One witness, Renzo Zarzal, 28, a worker at a nearby highway toll booth, said the blast was strong enough to shake some surrounding buildings. “I was outside my booth talking to a colleague when there was a massive blast that really shook us and rattled the roof of the toll complex,” Zarzal said.
Rubalcaba said the damage to the car park was “extensive” and television images showed a number of floors had collapsed on top of each other, with adjoining staircases left twisted and dangling in mid-air.
Rubble had crashed onto numerous cars parked outside the terminal and smoke and dust hung in the air throughout the state of the art building, which only opened in February.
Firefighters had to tackle several fires following the initial explosion. Many parts of the building looked unsafe and about to collapse.
Among the injured, the worst off appeared to be a policeman who received cuts from flying glass.
As recently as Friday Prime Minister Jose Luis Rodriguez Zapatero had insisted he was optimistic that ETA’s ceasefire would lead to a definite peace process.
The Spanish government said the attack broke the permanent ceasefire and strongly suggested that the government was withdrawing plans for dialogue with ETA.
“Violence is incompatible with dialogue in a democracy and the government will maintain this come what may,” Rubalcaba told a press conference.
“This attack interrupts nine months without violent activity by ETA. It breaks a permanent cease-fire that ETA issued nearly nine months ago,” Rubalcaba said.
Zapatero interrupted a family holiday in southern Spain and flew to Madrid to be closer to the events. He was scheduled to make a statement later today.

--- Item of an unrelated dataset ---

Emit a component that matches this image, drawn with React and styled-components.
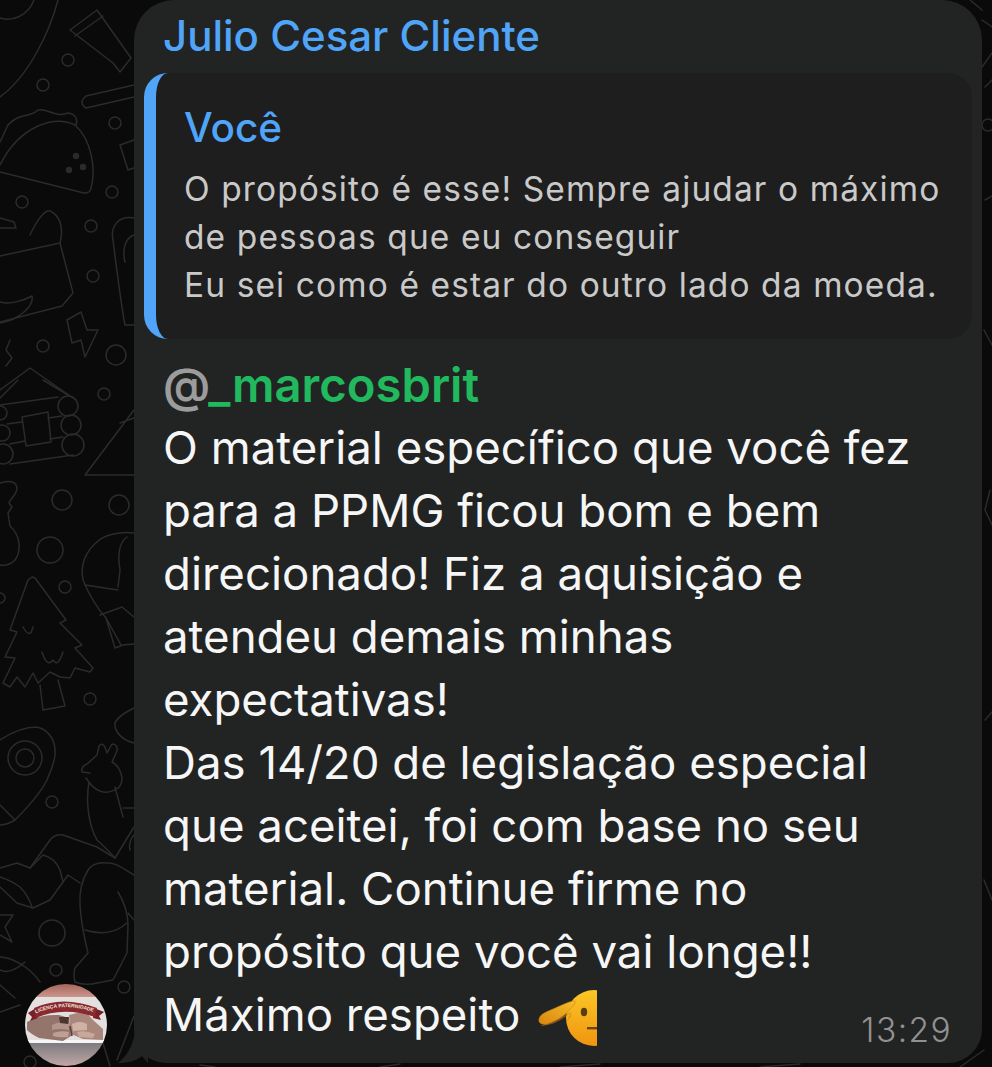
import React from "react";
import styled, { createGlobalStyle } from "styled-components";

const Global = createGlobalStyle`
  html, body { margin: 0; padding: 0; background: #0a0a0a; }
  body { font-family: "Inter", "Liberation Sans", sans-serif; }
`;

const Page = styled.div`
  position: relative;
  width: 992px;
  height: 1067px;
  overflow: hidden;
  background: #0a0a0a;
  display: flex;
  align-items: flex-end;
  gap: 27px;
  padding: 0 10px 4px 25px;
  box-sizing: border-box;
`;

const Wallpaper = styled.svg`
  position: absolute;
  inset: 0;
  width: 992px;
  height: 1067px;
  fill: none;
  stroke: #2b2b2b;
  stroke-width: 1.5;
  stroke-linecap: round;
  stroke-linejoin: round;
`;

const AvatarFrame = styled.svg`
  position: relative;
  flex: none;
  width: 82px;
  height: 82px;
  margin-bottom: -3px;
  border-radius: 50%;
`;

const Bubble = styled.div`
  position: relative;
  flex: none;
  width: 848px;
  box-sizing: border-box;
  padding: 9px 10px 17px 10px;
  background: #222424;
  border-radius: 40px 40px 34px 32px;
`;

const Tail = styled.svg`
  position: absolute;
  left: -16px;
  bottom: 0;
  width: 30px;
  height: 34px;
  fill: #222424;
`;

const Sender = styled.div`
  padding-left: 19px;
  font-size: 42px;
  line-height: 54px;
  font-weight: 500;
  color: #50a5f8;
`;

const Reply = styled.div`
  margin-top: 10px;
  height: 266px;
  box-sizing: border-box;
  padding: 28px 20px 0 28px;
  background: #1e1e1e;
  border-left: 12px solid #50a5f8;
  border-radius: 24px;
`;

const ReplyName = styled.div`
  font-size: 40.5px;
  line-height: 54px;
  font-weight: 500;
  color: #50a5f8;
  margin-bottom: 10px;
`;

const ReplyLine = styled.div`
  font-size: 33.5px;
  line-height: 48px;
  letter-spacing: 1.1px;
  color: #c9c9c9;
  white-space: nowrap;
`;

const Body = styled.div`
  margin-top: 14px;
  padding-left: 19px;
  font-size: 45.6px;
  line-height: 63px;
  color: #f6f6f6;
`;

const BodyLine = styled.div`
  white-space: nowrap;
`;

const Mention = styled.div`
  font-size: 47.2px;
  font-weight: 600;
  color: #21b85e;
  line-height: 63px;
  white-space: nowrap;
`;

const At = styled.span`
  color: #9c9c9c;
`;

const LastRow = styled.div`
  display: flex;
  justify-content: space-between;
  align-items: flex-end;
`;

const Emoji = styled.svg`
  display: inline-block;
  width: 59px;
  height: 56px;
  margin-left: 18px;
  vertical-align: -15px;
`;

const Time = styled.span`
  font-size: 33.5px;
  line-height: 36px;
  font-weight: 300;
  letter-spacing: 1.4px;
  color: #919191;
  margin-right: 20px;
  margin-bottom: -2px;
`;

const Doodles = () => (
  <Wallpaper viewBox="0 0 992 1067">
    <path d="M0 18C12 22 28 16 34 0" />
    <path d="M58 0C50 30 30 75 0 97" />
    <path d="M70 30L97 10L131 58L120 72L113 63Z" />
    <path d="M75 36L103 16" />
    <circle cx="68" cy="60" r="6" />
    <circle cx="43" cy="85" r="6" />
    <circle cx="115" cy="123" r="6" />
    <circle cx="112" cy="192" r="6" />
    <circle cx="22" cy="202" r="6" />
    <circle cx="91" cy="226" r="6" />
    <circle cx="93" cy="276" r="6" />
    <circle cx="43" cy="346" r="6" />
    <circle cx="116" cy="355" r="10" />
    <path d="M134 85L86 96Q78 103 86 108L134 97" />
    <path d="M0 172L80 192Q90 195 91 188C96 170 92 140 75 125C55 115 20 125 0 165" />
    <path d="M8 125C20 112 30 118 38 110C48 108 55 118 68 113C76 114 78 120 76 125" />
    <path d="M0 142L8 125" />
    <circle cx="76" cy="156" r="2.5" fill="#2b2b2b" />
    <circle cx="69" cy="170" r="2.5" fill="#2b2b2b" />
    <circle cx="83" cy="167" r="2.5" fill="#2b2b2b" />
    <path d="M134 140L120 145L128 170L134 168" />
    <path d="M0 256L60 243L73 293L62 306L0 322" />
    <path d="M30 235C36 222 46 206 52 212C62 218 63 232 60 243" />
    <path d="M0 218L14 222L16 228L0 228" />
    <path d="M0 302C10 305 25 300 32 296C34 305 20 320 0 323" />
    <path d="M134 218C120 215 110 225 113 240C118 280 122 310 125 325L134 325" />
    <path d="M134 235C125 238 122 250 125 262" />
    <path d="M67 320L81 312L87 330L98 330L85 357L81 340L72 343Z" />
    <path d="M10 340L6 350L12 358L6 366" />
    <path d="M0 390L30 368L76 400" />
    <path d="M0 398L18 380M43 380L68 395" />
    <path d="M0 405L58 397" />
    <circle cx="68" cy="406" r="10" />
    <circle cx="71" cy="425" r="10" />
    <circle cx="73" cy="445" r="11" />
    <circle cx="0" cy="413" r="7" />
    <circle cx="2" cy="433" r="8" />
    <circle cx="3" cy="454" r="10" />
    <path d="M22 417L48 412L51 442L26 446Z" />
    <path d="M7 424L22 422M48 418L62 416M10 444L25 441M50 439L63 437M10 464L73 455" />
    <circle cx="104" cy="394" r="6" />
    <path d="M134 410L85 475L134 475M120 423L134 418" />
    <circle cx="62" cy="500" r="10" />
    <circle cx="50" cy="550" r="13" />
    <circle cx="119" cy="505" r="10" />
    <path d="M0 483C8 481 16 480 17 488C17 495 9 500 9 503L12 507L8 513L10 526C20 535 22 550 15 560C10 565 5 566 0 565" />
    <path d="M134 533C120 531 105 535 98 541C85 552 80 565 83 580C90 597 97 608 106 618" />
    <path d="M127 537C120 542 117 552 120 570L118 587" />
    <path d="M85 585L118 590M100 615L122 607L134 617" />
    <path d="M106 618L115 648L123 645L134 644M106 618L121 645" />
    <path d="M32 577L28 580L10 630L17 632L5 657L15 658L3 683L10 687L17 677L25 687L33 673L38 683L50 672L60 677L70 678L75 668L90 672L93 668L75 648L82 645L60 623L66 620L35 578Z" />
    <path d="M40 685L43 710L65 706L58 680" />
    <path d="M23 627Q30 640 33 627M42 652Q47 668 53 660Q58 668 63 652" />
    <circle cx="65" cy="587" r="6" />
    <circle cx="90" cy="699" r="6" />
    <circle cx="0" cy="598" r="5" />
    <path d="M134 708C122 714 113 720 115 727C118 737 126 741 134 743" />
    <path d="M0 740C12 732 25 727 37 727C50 730 56 742 55 755C54 765 50 772 47 780C42 790 30 805 15 820C10 823 5 825 0 825" />
    <path d="M0 805L15 820" />
    <circle cx="25" cy="758" r="17" />
    <circle cx="25" cy="758" r="9" />
    <path d="M90 773L82 772Q81 766 87 764L97 755L99 746Q102 742 105 747L107 753L112 744Q118 744 117 751L112 762Q120 766 122 778Q122 785 118 788" />
    <path d="M86 778Q100 800 118 788M89 782C85 805 90 828 97 840Q105 847 115 858M115 787L123 817M123 808L134 808" />
    <circle cx="52" cy="802" r="6" />
    <path d="M115 858L97 847L63 835Q55 834 50 840L30 868L17 863L0 868" />
    <path d="M115 858L134 827" />
    <path d="M30 868L43 855Q55 858 60 870L63 882L50 900L33 908L17 903L0 887" />
    <path d="M0 877Q12 881 20 887Q28 895 32 907" />
    <path d="M63 882L68 875L80 883" />
    <path d="M134 875C122 868 115 862 107 863C98 862 92 864 88 870C82 880 79 890 80 905C81 925 85 940 88 953L75 968Q73 975 75 982Q85 986 97 983" />
    <path d="M118 892C124 902 128 915 128 925L127 953L113 980L97 983" />
    <path d="M85 930Q110 938 127 923M128 913L134 920" />
    <path d="M134 835Q128 842 130 850" />
    <circle cx="52" cy="933" r="13" />
    <circle cx="56" cy="970" r="6" />
    <path d="M0 915L13 915L5 927L12 942L0 935" />
    <path d="M0 957C10 957 28 965 40 982M0 970Q10 975 25 962" />
    <circle cx="124" cy="987" r="6" />
    <path d="M134 1016L117 1060" />
    <circle cx="30" cy="1062" r="6" />
    <path d="M110 1066L102 1040" />
    <path d="M0 985L15 998M0 1012L20 1005" />
    <path d="M982 20L992 27M982 67L992 53M985 87L992 80M970 0L982 10" />
    <circle cx="988" cy="125" r="6" />
    <path d="M985 200L992 196M984 330L992 345M990 490L985 510L992 525M985 720L992 712M984 880L992 900" />
    <path d="M200 1065L215 1067M380 1067L400 1064M560 1067L600 1064M760 1067L800 1064M960 1067L984 1050" />
  </Wallpaper>
);

const Avatar = () => (
  <AvatarFrame viewBox="0 0 82 82">
    <defs>
      <linearGradient id="sky" x1="0" y1="0" x2="0" y2="1">
        <stop offset="0" stopColor="#a5665c" />
        <stop offset="1" stopColor="#cb968c" />
      </linearGradient>
      <linearGradient id="floor" x1="0" y1="0" x2="0" y2="1">
        <stop offset="0" stopColor="#7d7a80" />
        <stop offset="1" stopColor="#c1a7a5" />
      </linearGradient>
      <filter id="soft" x="-10%" y="-10%" width="120%" height="120%"><feGaussianBlur stdDeviation="0.6" /></filter>
      <path id="bannerArc" d="M8 30.5Q39 16 74 30" />
    </defs>
    <rect width="82" height="13" fill="url(#sky)" />
    <rect y="13" width="82" height="44" fill="#e4e0df" />
    <rect y="56" width="82" height="3" fill="#f7f5f5" />
    <rect y="59" width="82" height="23" fill="url(#floor)" />
    <g filter="url(#soft)">
      <path d="M2 38Q16 30 34 31L44 34L46 52L38 57L14 54Q6 50 2 46Z" fill="#94756c" />
      <path d="M44 31L60 27L68 36L78 45L78 56L58 55L46 50Z" fill="#a9877b" />
      <path d="M27 41Q36 36 44 40L44 46Q34 44 27 46Z" fill="#b4958a" />
      <path d="M28 49Q36 46 44 48L43 53Q34 54 28 52Z" fill="#bd9f94" />
      <path d="M47 40Q55 36 62 40L62 46L48 47Z" fill="#d0b2a5" />
      <path d="M52 48Q60 46 70 50L68 54L54 53Z" fill="#c8a89b" />
      <path d="M34 33L44 33L43 40L35 39Z" fill="#4e3533" />
      <path d="M45 42L47 52" stroke="#5a403c" strokeWidth="1.6" />
    </g>
    <path d="M3 29L11 24L13 34L5 37L7 33ZM79 28L69 24L68 34L76 36L74 32Z" fill="#77202a" />
    <path d="M9 24Q38 11 72 24L70 33Q38 22 11 34Z" fill="#8a2a30" />
    <text fontFamily="Liberation Sans, sans-serif" fontSize="5" fontWeight="700" fill="#efe4de">
      <textPath href="#bannerArc" startOffset="3">LICENÇA PATERNIDADE</textPath>
    </text>
  </AvatarFrame>
);

const Salute = () => (
  <Emoji viewBox="0 0 59 56">
    <defs>
      <linearGradient id="face" x1="0" y1="0" x2="0" y2="1">
        <stop offset="0" stopColor="#fbc826" />
        <stop offset="1" stopColor="#f09410" />
      </linearGradient>
      <linearGradient id="arm" x1="0" y1="1" x2="1" y2="0">
        <stop offset="0" stopColor="#d98510" />
        <stop offset="1" stopColor="#f7bd28" />
      </linearGradient>
      <clipPath id="half"><rect width="59" height="56" /></clipPath>
    </defs>
    <g clipPath="url(#half)">
      <circle cx="56" cy="28" r="28" fill="url(#face)" />
      <path d="M2 36C12 36 24 31 33 22C34 26 31 29 29 31L33 22Z" fill="#c77a10" opacity="0.55" />
      <path d="M1 29C2 24 8 22 15 19C22 16 31 11 37 11C38 14 35 16 32 19C27 26 18 31 9 34C4 35 0 33 1 29Z" fill="url(#arm)" stroke="#c97d10" strokeWidth="0.5" />
      <ellipse cx="46" cy="22" rx="3.2" ry="4.2" fill="#5a3d12" />
      <rect x="49" y="37" width="10" height="2.4" fill="#6b4512" />
    </g>
  </Emoji>
);

export default function App() {
  return (
    <>
      <Global />
      <Page>
        <Doodles />
        <Avatar />
        <Bubble>
          <Tail viewBox="0 0 30 34">
            <path d="M18 0L16 8C14 18 8 28 0 34C10 34 18 32 24 27L30 34V0Z" />
          </Tail>
          <Sender>Julio Cesar Cliente</Sender>
          <Reply>
            <ReplyName>Você</ReplyName>
            <ReplyLine>O propósito é esse! Sempre ajudar o máximo</ReplyLine>
            <ReplyLine>de pessoas que eu conseguir</ReplyLine>
            <ReplyLine>Eu sei como é estar do outro lado da moeda.</ReplyLine>
          </Reply>
          <Body>
            <Mention><At>@</At>_marcosbrit</Mention>
            <BodyLine>O material específico que você fez</BodyLine>
            <BodyLine>para a PPMG ficou bom e bem</BodyLine>
            <BodyLine>direcionado! Fiz a aquisição e</BodyLine>
            <BodyLine>atendeu demais minhas</BodyLine>
            <BodyLine>expectativas!</BodyLine>
            <BodyLine>Das 14/20 de legislação especial</BodyLine>
            <BodyLine>que aceitei, foi com base no seu</BodyLine>
            <BodyLine>material. Continue firme no</BodyLine>
            <BodyLine>propósito que você vai longe!!</BodyLine>
            <LastRow>
              <BodyLine>Máximo respeito<Salute /></BodyLine>
              <Time>13:29</Time>
            </LastRow>
          </Body>
        </Bubble>
      </Page>
    </>
  );
}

The bombing seemed sure to be the nail in the coffin of a nascent peace effort championed by Zapatero.
However, the outlawed Batasuna party, considered ETA’s political wing, considered the process was still alive and more necessary than ever.
“For Batasuna, the Basque peace process has not broken down,” said Batasuna leader Arnaldo Otegi. “Not only is it not broken but it more necessary than ever,” he said.
“What happened in Madrid, if it’s confirmed ETA is behind it, doesn’t take us back to the scenario that existed before March 24 (in reference to the day ETA declared its “permanent” ceasefire)” he said.
He blamed Zapatero’s government for a breakdown in peace talks between separatists and Madrid. “There hasn’t been a gesture, not a single one, from the Spanish government,” said Otegi.
ETA has not killed anyone since May 2003, but continued a series of low-level bombings until just before the ceasefire.
Meanwhile, pro-ETA street violence that had halted with the truce resumed in earnest in August, and ETA was blamed for a robbery of 300 pistols in France in October and earlier this month for storing 50 kilograms (110 pounds) of chemical substances to make explosives found in northern Spain.
More than 800 people have died since the group took up arms in the late 1960s.
The announcement of peace talks was derided by Zapatero’s political opponents, who said he was rewarding an active terrorist group whose motives could not be trusted. The Socialist leader also came under fire from ETA and its political supporters, who accused him of dragging his feet on the peace talks and harassing pro-independence militants with police raids and court rulings.